Halle/Bielefeld. Einzeln werden die Angeklagten von den Justizwachtmeistern in den Sitzungssaal 1 des Bielefelder Landgerichts geführt. Es herrscht strikte Trennung der Tatverdächtigen, die derzeit in unterschiedlichen Gefängnissen in Untersuchungshaft sitzen. Seit gestern müssen sich vier Männer aus Bielefeld, Wuppertal, Werther und Dortmund wegen des Verdachts des schweren Raubes vor der XX. Großen Strafkammer des Landgerichts verantworten. Sie sind angeklagt, im vergangenen November mit weiteren Komplizen ein betagtes Ehepaar zu nachtschlafener Zeit in dessen Haus im Haller Ortsteil Hörste überfallen und ausgeraubt zu haben.
Die Auswertung der Funkzellen führte die Fahnder auf die Spur
Die Ermittler gehen bislang von folgendem Geschehen aus: Am 29. November 2017 begaben sich die nun angeklagten Ibrahim L. (32), Bashir F. (31), Berat B. (22) sowie Chris J. (23; Namen aller Betroffenen geändert) gemeinsam mit weiteren Komplizen zur Tiegstraße in Hörste. Dort hebelten die Männer mit einem Brecheisen die Terrassentür des einsam gelegenen Wohnhauses der Eheleute S. auf. Während einer der Täter draußen Schmiere stand, drangen die übrigen Angeklagten in das Haus der 80 Jahre alten Senioren ein. Sie begaben sich in das Schlafzimmer, in dem sich der pflegebedürftige S. und seine Frau schlafend im Bett befanden.
Die Frau erwachte, als die Eindringlinge den Raum betraten. Einer der Männer forderte sofort Geld von ihr, während die Mittäter bereits das Haus nach Stehlenswertem durchsuchten. Sie fanden 100 Euro Bargeld, die verängstigte Bewohnerin händigte ihnen darüber hinaus noch weitere 60 Euro aus. Mehr, so beteuerte die Frau, sei in dem Haus nicht zu holen.
Dies mochten die Täter zunächst nicht glauben: Sie fesselten die Seniorin mit mitgeführtem Klebeband an einen Stuhl und klebten ihr auch den Mund zu. Einer der Männer holte aus einer Schublade in der Küche ein Messer, das er der Überfallenen drohend an den Hals hielt. Schließlich erkannten die Täter, dass bei dem Ehepaar tatsächlich nicht mehr zu holen war. Mit 160 Euro Beute in der Tasche ließen sie die gefesselte Frau und ihren bettlägerigen Ehemann zurück.
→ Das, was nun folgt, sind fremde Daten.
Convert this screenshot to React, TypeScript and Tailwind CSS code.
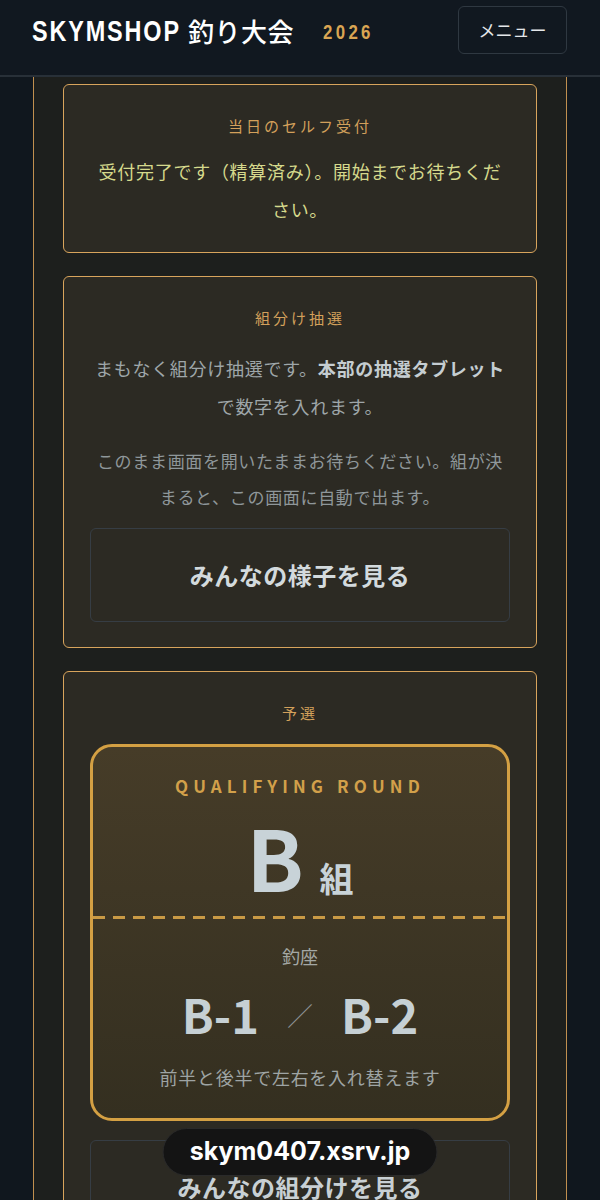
import React from "react";

export default function App() {
  return (
    <div className="relative min-h-[1200px] bg-[#10171e] font-['Noto_Sans_CJK_JP',sans-serif]">
      <header className="flex h-[77px] items-start justify-between border-b-2 border-[#283038] bg-[#111820] pl-[32px] pr-[33px] pt-[6px]">
        <div className="flex h-[48px] items-center">
          <span className="inline-block w-[145px] shrink-0 overflow-visible whitespace-nowrap">
            <span className="inline-block origin-left scale-x-[0.78] font-['Liberation_Sans',sans-serif] text-[30px] font-bold tracking-[0.08em] text-white">
              SKYMSHOP
            </span>
          </span>
          <span className="ml-[11px] text-[26px] font-medium tracking-[0.02em] text-white">釣り大会</span>
          <span className="ml-[29px] mt-[4px] inline-block w-[50px] shrink-0 whitespace-nowrap">
            <span className="inline-block origin-left scale-x-[0.8] font-['Liberation_Sans',sans-serif] text-[21px] font-bold tracking-[0.2em] text-[#d9a553]">
              2026
            </span>
          </span>
        </div>
        <button className="flex h-[48px] w-[109px] items-center justify-center rounded-[6px] border border-[#2f3841] text-[17px] text-[#e4e7ea]">
          メニュー
        </button>
      </header>

      <main className="mx-[33px] flex flex-col gap-[23px] border-x border-[#c08f4f] bg-[#1d1f1d] px-[29px] pt-[7px] pb-[40px]">
        {/* Card 1 */}
        <section className="rounded-[6px] border-[1.5px] border-[#d8a45c] bg-[#2c2a23] px-[26px] pb-[24px] pt-[30px] text-center">
          <h2 className="text-[15px] leading-[22px] tracking-[0.2em] text-[#d3a05b]">当日のセルフ受付</h2>
          <p className="mt-[15px] text-[18px] leading-[38px] tracking-[0.04em] text-[#d5d98c]">
            受付完了です（精算済み）。開始までお待ちください。
          </p>
        </section>

        {/* Card 2 */}
        <section className="rounded-[6px] border-[1.5px] border-[#d8a45c] bg-[#2c2a23] px-[26px] pb-[25px] pt-[30px] text-center">
          <h2 className="text-[15px] leading-[22px] tracking-[0.2em] text-[#d3a05b]">組分け抽選</h2>
          <p className="mt-[20px] text-[18px] leading-[38px] tracking-[0.04em] text-[#9ea6a9]">
            まもなく組分け抽選です。<strong className="font-bold text-[#c5cdd1]">本部の抽選タブレット</strong>で数字を入れます。
          </p>
          <p className="mt-[18px] text-[17px] leading-[36px] tracking-[0.04em] text-[#8f979a]">
            このまま画面を開いたままお待ちください。組が決まると、この画面に自動で出ます。
          </p>
          <button className="mt-[13px] flex h-[94px] w-full items-center justify-center rounded-[6px] border border-[#363d44] text-[24px] font-bold tracking-[0.02em] text-[#d3dadd]">
            みんなの様子を見る
          </button>
        </section>

        {/* Card 3 */}
        <section className="rounded-[6px] border-[1.5px] border-[#d8a45c] bg-[#2c2a23] px-[26px] pb-[26px] pt-[30px] text-center">
          <h2 className="text-[15px] leading-[22px] tracking-[0.2em] text-[#d3a05b]">予選</h2>
          <div className="mt-[20px] overflow-hidden rounded-[22px] border-[3px] border-[#d4a043] bg-gradient-to-b from-[#463c28] to-[#342f20]">
            <div className="pt-[27px] pb-[18px]">
              <div className="text-[17px] font-bold leading-[24px] tracking-[0.3em] text-[#d2a04a]">QUALIFYING ROUND</div>
              <div className="mt-[16px] flex items-baseline justify-center text-[#c8d3d8]">
                <span className="text-[84px] font-bold leading-[84px]">B</span>
                <span className="ml-[16px] text-[34px] font-bold leading-[34px]">組</span>
              </div>
            </div>
            <div className="h-[3px] bg-[repeating-linear-gradient(90deg,#c99a45_0_12px,transparent_12px_20px)]" />
            <div className="pt-[24px] pb-[28px]">
              <div className="text-[18px] leading-[26px] text-[#a4a8a5]">釣座</div>
              <div className="mt-[17px] flex items-center justify-center gap-[28px] text-[#c6d0d4]">
                <span className="text-[47px] font-bold leading-[56px]">B-1</span>
                <span className="text-[26px] font-thin text-[#8f9596]">／</span>
                <span className="text-[47px] font-bold leading-[56px]">B-2</span>
              </div>
              <div className="mt-[22px] text-[18px] leading-[26px] tracking-[0.04em] text-[#9ea4a4]">
                前半と後半で左右を入れ替えます
              </div>
            </div>
          </div>
          <button className="mt-[19px] flex h-[94px] w-full items-center justify-center rounded-[6px] border border-[#363d44] text-[24px] font-bold tracking-[0.02em] text-[#c8d0d4]">
            みんなの組分けを見る
          </button>
        </section>
      </main>

      <div className="fixed bottom-[24px] left-1/2 flex h-[48px] w-[275px] -translate-x-1/2 items-center justify-center rounded-full border border-[#2a2a2a] bg-[#141414] font-['Inter',sans-serif] text-[25px] font-bold text-white">
        skym0407.xsrv.jp
      </div>
    </div>
  );
}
Es dauerte eine ganze Weile, bis die Ermittler der mutmaßlichen Täter habhaft wurden: Ibrahim L und Bashir F. wurden im Februar, die beiden Mitangeklagten am 10. April, festgenommen. Seither sitzen sie in Untersuchungshaft. Ins Visier der Fahnder waren die Männer durch die Auswertung der Funkzellen geraten: Im Normalfall sind zur Nachtzeit nicht allzu viele Menschen am Funkmast, der den Tatortbereich mit abdeckt, eingeloggt – ist das Anwesen doch sehr ländlich gelegen. Dass sich alle vier Angeklagten laut ihrer Mobilfunkdaten zur selben Zeit dort aufgehalten und zudem noch miteinander kommuniziert haben sollen, werten die Ermittler als ein starkes Indiz für deren Täterschaft. Gegen weitere Verdächtige wird aus dem gleichen Grund derzeit noch ermittelt.
Der Prozess wird am Montag, 20. August, fortgesetzt.